++++ Dataset excerpt
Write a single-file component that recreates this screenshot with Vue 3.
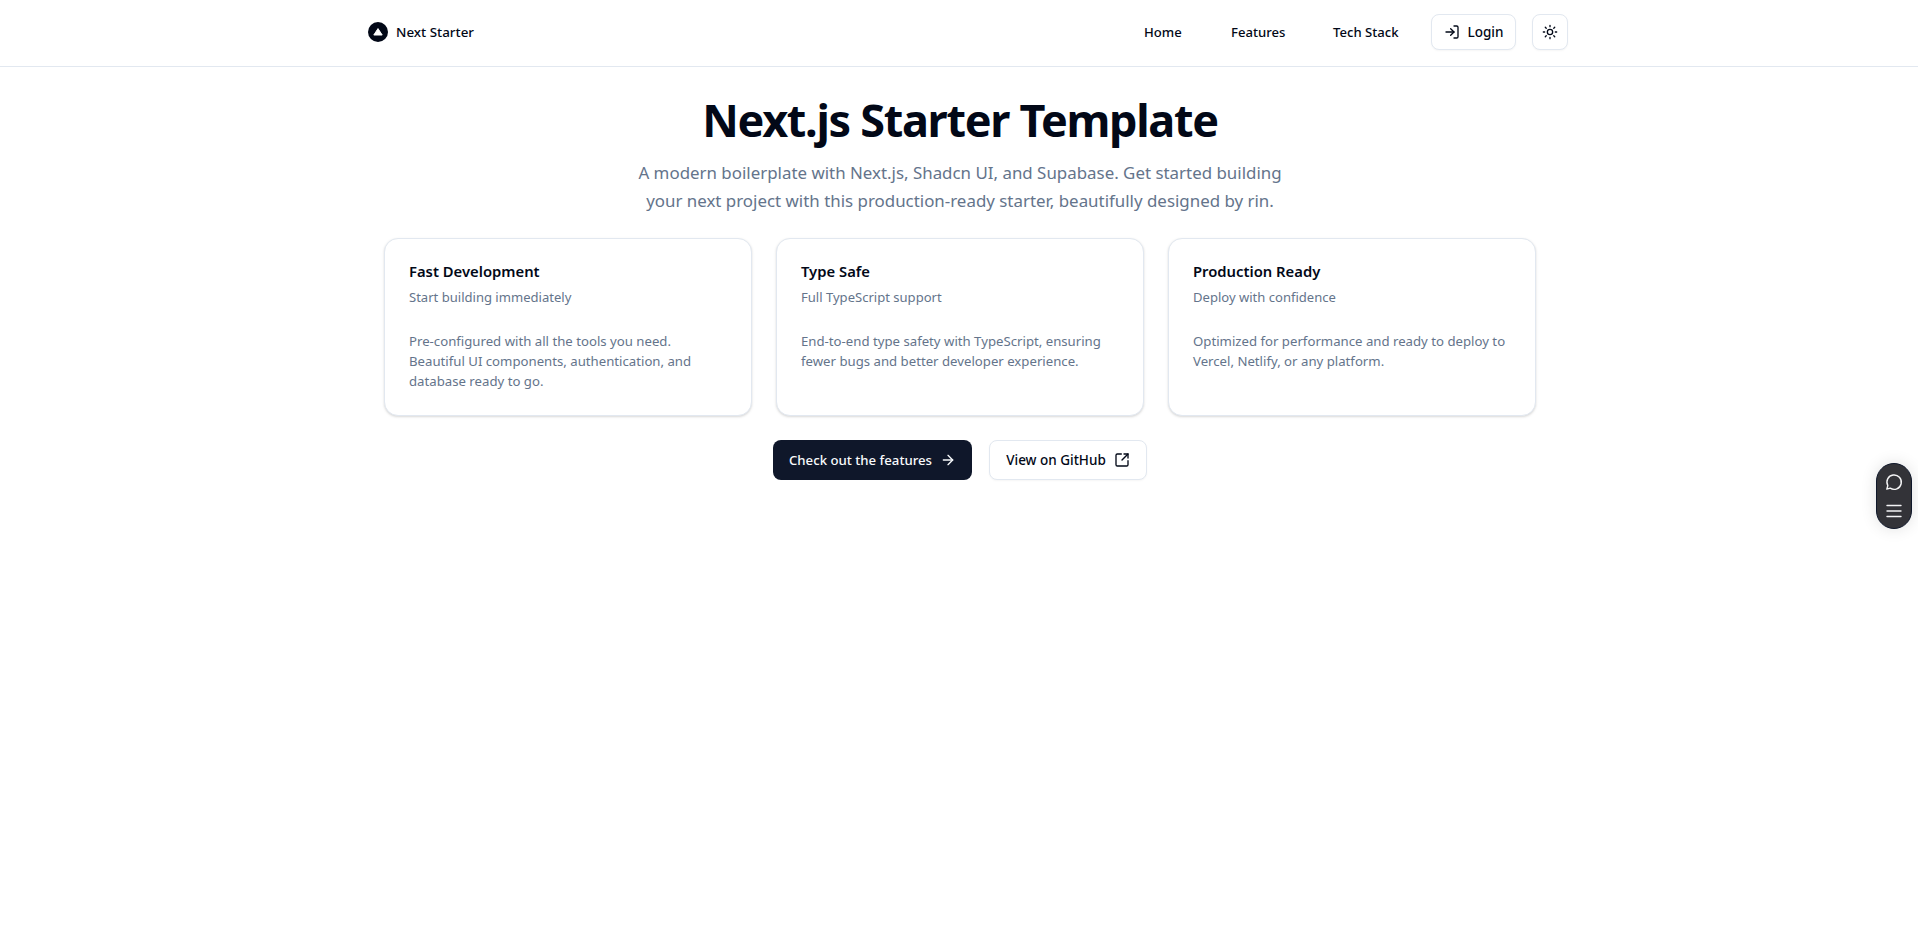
<template>
  <div class="page">
    <header class="header">
      <div class="brand">
        <svg class="logo" viewBox="0 0 20 20" width="20" height="20">
          <circle cx="10" cy="10" r="10" fill="#020817" />
          <path d="M10 6.6 14.2 13H5.8Z" fill="#fff" stroke="#fff" stroke-linejoin="round" />
        </svg>
        <span>Next Starter</span>
      </div>
      <nav class="nav">
        <a v-for="link in links" :key="link" class="nav-link">{{ link }}</a>
        <button class="btn-outline login">
          <svg viewBox="0 0 24 24" width="16" height="16" class="icon">
            <path d="M15 3h4a2 2 0 0 1 2 2v14a2 2 0 0 1-2 2h-4" />
            <path d="m10 17 5-5-5-5" />
            <path d="M15 12H3" />
          </svg>
          Login
        </button>
        <button class="btn-outline theme">
          <svg viewBox="0 0 24 24" width="16" height="16" class="icon">
            <circle cx="12" cy="12" r="4" />
            <path d="M12 2v2M12 20v2M4.93 4.93l1.41 1.41M17.66 17.66l1.41 1.41M2 12h2M20 12h2M6.34 17.66l-1.41 1.41M19.07 4.93l-1.41 1.41" />
          </svg>
        </button>
      </nav>
    </header>

    <main class="main">
      <h1>Next.js Starter Template</h1>
      <p class="lead">
        A modern boilerplate with Next.js, Shadcn UI, and Supabase. Get started building<br />
        your next project with this production-ready starter, beautifully designed by rin.
      </p>

      <div class="cards">
        <div v-for="card in cards" :key="card.title" class="card">
          <h3>{{ card.title }}</h3>
          <p class="sub">{{ card.sub }}</p>
          <p class="body">{{ card.body }}</p>
        </div>
      </div>

      <div class="actions">
        <button class="btn-primary">
          Check out the features
          <svg viewBox="0 0 24 24" width="16" height="16" class="icon">
            <path d="M5 12h14" />
            <path d="m12 5 7 7-7 7" />
          </svg>
        </button>
        <button class="btn-outline github">
          View on GitHub
          <svg viewBox="0 0 24 24" width="16" height="16" class="icon">
            <path d="M21 13v6a2 2 0 0 1-2 2H5a2 2 0 0 1-2-2V5a2 2 0 0 1 2-2h6" />
            <path d="m21 3-9 9" />
            <path d="M15 3h6v6" />
          </svg>
        </button>
      </div>
    </main>

    <div class="widget">
      <svg viewBox="0 0 20 20" width="20" height="20" class="chat">
        <path d="M6.2 16.2A7.2 7.2 0 1 0 3.8 13.6L2.8 17.2Z" />
      </svg>
      <svg viewBox="0 0 20 20" width="20" height="20" class="chat">
        <path d="M3 4.5h14M3 10h14M3 15.5h14" />
      </svg>
    </div>
  </div>
</template>

<script setup>
const links = ["Home", "Features", "Tech Stack"];

const cards = [
  {
    title: "Fast Development",
    sub: "Start building immediately",
    body: "Pre-configured with all the tools you need. Beautiful UI components, authentication, and database ready to go.",
  },
  {
    title: "Type Safe",
    sub: "Full TypeScript support",
    body: "End-to-end type safety with TypeScript, ensuring fewer bugs and better developer experience.",
  },
  {
    title: "Production Ready",
    sub: "Deploy with confidence",
    body: "Optimized for performance and ready to deploy to Vercel, Netlify, or any platform.",
  },
];
</script>

<style>
html, body { background: #fff; }
</style>

<style scoped>
.page {
  position: relative;
  min-height: 926px;
  background: #fff;
  color: #020817;
  font-family: "Noto Sans", "Open Sans", sans-serif;
  font-size: 14px;
}
.icon { fill: none; stroke: currentColor; stroke-width: 2; stroke-linecap: round; stroke-linejoin: round; flex: none; }
.header {
  height: 64px;
  box-sizing: content-box;
  border-bottom: 1px solid #e2e8f0;
  display: flex;
  align-items: center;
  justify-content: space-between;
  padding: 0 350px 2px 368px;
}
.brand { display: flex; align-items: center; gap: 8px; font-weight: 500; font-size: 13.4px; }
.logo { display: block; }
.nav { display: flex; align-items: center; gap: 16px; }
.nav-link { width: 39px; padding: 0 16px; font-weight: 500; font-size: 13.1px; white-space: nowrap; }
.nav-link:nth-child(2) { width: 54px; }
.nav-link:nth-child(3) { width: 66px; }
button { font-family: inherit; font-size: 13.5px; font-weight: 500; cursor: pointer; display: flex; align-items: center; justify-content: center; }
.btn-outline { background: #fff; color: #020817; border: 1px solid #e2e8f0; border-radius: 8px; height: 36px; box-shadow: 0 1px 2px rgba(0,0,0,.04); }
.login { width: 85px; gap: 8px; padding: 0; }
.theme { width: 36px; padding: 0; }
.main { display: flex; flex-direction: column; align-items: center; padding: 23px 0 0 2px; }
h1 { margin: 0; font-size: 45px; line-height: 60px; font-weight: 700; letter-spacing: -1.3px; }
.lead { margin: 9px 0 0; font-size: 16.9px; line-height: 28px; color: #64748b; text-align: center; }
.cards { width: 1152px; margin-top: 23px; display: grid; grid-template-columns: repeat(3, 1fr); gap: 24px; }
.card { height: 178px; box-sizing: border-box; padding: 20px 24px 0; border: 1px solid #e2e8f0; border-radius: 14px; background: #fff; box-shadow: 0 1px 3px rgba(0,0,0,.1), 0 1px 2px rgba(0,0,0,.06); }
h3 { margin: 0; font-size: 14.8px; line-height: 24px; font-weight: 600; }
.sub { margin: 2px 0 0; font-size: 13.05px; line-height: 24px; color: #64748b; }
.body { margin: 22px 0 0; padding-right: 4px; font-size: 13.2px; line-height: 20px; color: #64748b; }
.actions { display: flex; gap: 17px; margin-top: 24px; }
.btn-primary { width: 199px; height: 40px; gap: 8px; border: none; border-radius: 8px; background: #0f172a; color: #f8fafc; padding: 0; font-size: 13.2px; }
.github { width: 158px; height: 40px; gap: 8px; padding: 0; }
.widget {
  position: absolute;
  right: 6px;
  top: 463px;
  width: 36px;
  height: 66px;
  box-sizing: border-box;
  border: 1px solid #0f172a;
  border-radius: 18px;
  background: #333338;
  color: #f4f4f5;
  display: flex;
  flex-direction: column;
  align-items: center;
  justify-content: center;
  gap: 9px;
  box-shadow: 0 0 16px rgba(0,0,0,.12);
}
.chat { fill: none; stroke: currentColor; stroke-width: 1.4; stroke-linecap: round; stroke-linejoin: round; flex: none; }
</style>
++++++++
Goal – All the material shown above is to be copied exactly, with no pictures carried over.

Completed exercise –
Write a single-file component that recreates this screenshot with Vue 3.
<template>
  <div class="page">
    <header class="header">
      <div class="brand">
        <svg class="logo" viewBox="0 0 20 20" width="20" height="20">
          <circle cx="10" cy="10" r="10" fill="#020817" />
          <path d="M10 6.6 14.2 13H5.8Z" fill="#fff" stroke="#fff" stroke-linejoin="round" />
        </svg>
        <span>Next Starter</span>
      </div>
      <nav class="nav">
        <a v-for="link in links" :key="link" class="nav-link">{{ link }}</a>
        <button class="btn-outline login">
          <svg viewBox="0 0 24 24" width="16" height="16" class="icon">
            <path d="M15 3h4a2 2 0 0 1 2 2v14a2 2 0 0 1-2 2h-4" />
            <path d="m10 17 5-5-5-5" />
            <path d="M15 12H3" />
          </svg>
          Login
        </button>
        <button class="btn-outline theme">
          <svg viewBox="0 0 24 24" width="16" height="16" class="icon">
            <circle cx="12" cy="12" r="4" />
            <path d="M12 2v2M12 20v2M4.93 4.93l1.41 1.41M17.66 17.66l1.41 1.41M2 12h2M20 12h2M6.34 17.66l-1.41 1.41M19.07 4.93l-1.41 1.41" />
          </svg>
        </button>
      </nav>
    </header>

    <main class="main">
      <h1>Next.js Starter Template</h1>
      <p class="lead">
        A modern boilerplate with Next.js, Shadcn UI, and Supabase. Get started building<br />
        your next project with this production-ready starter, beautifully designed by rin.
      </p>

      <div class="cards">
        <div v-for="card in cards" :key="card.title" class="card">
          <h3>{{ card.title }}</h3>
          <p class="sub">{{ card.sub }}</p>
          <p class="body">{{ card.body }}</p>
        </div>
      </div>

      <div class="actions">
        <button class="btn-primary">
          Check out the features
          <svg viewBox="0 0 24 24" width="16" height="16" class="icon">
            <path d="M5 12h14" />
            <path d="m12 5 7 7-7 7" />
          </svg>
        </button>
        <button class="btn-outline github">
          View on GitHub
          <svg viewBox="0 0 24 24" width="16" height="16" class="icon">
            <path d="M21 13v6a2 2 0 0 1-2 2H5a2 2 0 0 1-2-2V5a2 2 0 0 1 2-2h6" />
            <path d="m21 3-9 9" />
            <path d="M15 3h6v6" />
          </svg>
        </button>
      </div>
    </main>

    <div class="widget">
      <svg viewBox="0 0 20 20" width="20" height="20" class="chat">
        <path d="M6.2 16.2A7.2 7.2 0 1 0 3.8 13.6L2.8 17.2Z" />
      </svg>
      <svg viewBox="0 0 20 20" width="20" height="20" class="chat">
        <path d="M3 4.5h14M3 10h14M3 15.5h14" />
      </svg>
    </div>
  </div>
</template>

<script setup>
const links = ["Home", "Features", "Tech Stack"];

const cards = [
  {
    title: "Fast Development",
    sub: "Start building immediately",
    body: "Pre-configured with all the tools you need. Beautiful UI components, authentication, and database ready to go.",
  },
  {
    title: "Type Safe",
    sub: "Full TypeScript support",
    body: "End-to-end type safety with TypeScript, ensuring fewer bugs and better developer experience.",
  },
  {
    title: "Production Ready",
    sub: "Deploy with confidence",
    body: "Optimized for performance and ready to deploy to Vercel, Netlify, or any platform.",
  },
];
</script>

<style>
html, body { background: #fff; }
</style>

<style scoped>
.page {
  position: relative;
  min-height: 926px;
  background: #fff;
  color: #020817;
  font-family: "Noto Sans", "Open Sans", sans-serif;
  font-size: 14px;
}
.icon { fill: none; stroke: currentColor; stroke-width: 2; stroke-linecap: round; stroke-linejoin: round; flex: none; }
.header {
  height: 64px;
  box-sizing: content-box;
  border-bottom: 1px solid #e2e8f0;
  display: flex;
  align-items: center;
  justify-content: space-between;
  padding: 0 350px 2px 368px;
}
.brand { display: flex; align-items: center; gap: 8px; font-weight: 500; font-size: 13.4px; }
.logo { display: block; }
.nav { display: flex; align-items: center; gap: 16px; }
.nav-link { width: 39px; padding: 0 16px; font-weight: 500; font-size: 13.1px; white-space: nowrap; }
.nav-link:nth-child(2) { width: 54px; }
.nav-link:nth-child(3) { width: 66px; }
button { font-family: inherit; font-size: 13.5px; font-weight: 500; cursor: pointer; display: flex; align-items: center; justify-content: center; }
.btn-outline { background: #fff; color: #020817; border: 1px solid #e2e8f0; border-radius: 8px; height: 36px; box-shadow: 0 1px 2px rgba(0,0,0,.04); }
.login { width: 85px; gap: 8px; padding: 0; }
.theme { width: 36px; padding: 0; }
.main { display: flex; flex-direction: column; align-items: center; padding: 23px 0 0 2px; }
h1 { margin: 0; font-size: 45px; line-height: 60px; font-weight: 700; letter-spacing: -1.3px; }
.lead { margin: 9px 0 0; font-size: 16.9px; line-height: 28px; color: #64748b; text-align: center; }
.cards { width: 1152px; margin-top: 23px; display: grid; grid-template-columns: repeat(3, 1fr); gap: 24px; }
.card { height: 178px; box-sizing: border-box; padding: 20px 24px 0; border: 1px solid #e2e8f0; border-radius: 14px; background: #fff; box-shadow: 0 1px 3px rgba(0,0,0,.1), 0 1px 2px rgba(0,0,0,.06); }
h3 { margin: 0; font-size: 14.8px; line-height: 24px; font-weight: 600; }
.sub { margin: 2px 0 0; font-size: 13.05px; line-height: 24px; color: #64748b; }
.body { margin: 22px 0 0; padding-right: 4px; font-size: 13.2px; line-height: 20px; color: #64748b; }
.actions { display: flex; gap: 17px; margin-top: 24px; }
.btn-primary { width: 199px; height: 40px; gap: 8px; border: none; border-radius: 8px; background: #0f172a; color: #f8fafc; padding: 0; font-size: 13.2px; }
.github { width: 158px; height: 40px; gap: 8px; padding: 0; }
.widget {
  position: absolute;
  right: 6px;
  top: 463px;
  width: 36px;
  height: 66px;
  box-sizing: border-box;
  border: 1px solid #0f172a;
  border-radius: 18px;
  background: #333338;
  color: #f4f4f5;
  display: flex;
  flex-direction: column;
  align-items: center;
  justify-content: center;
  gap: 9px;
  box-shadow: 0 0 16px rgba(0,0,0,.12);
}
.chat { fill: none; stroke: currentColor; stroke-width: 1.4; stroke-linecap: round; stroke-linejoin: round; flex: none; }
</style>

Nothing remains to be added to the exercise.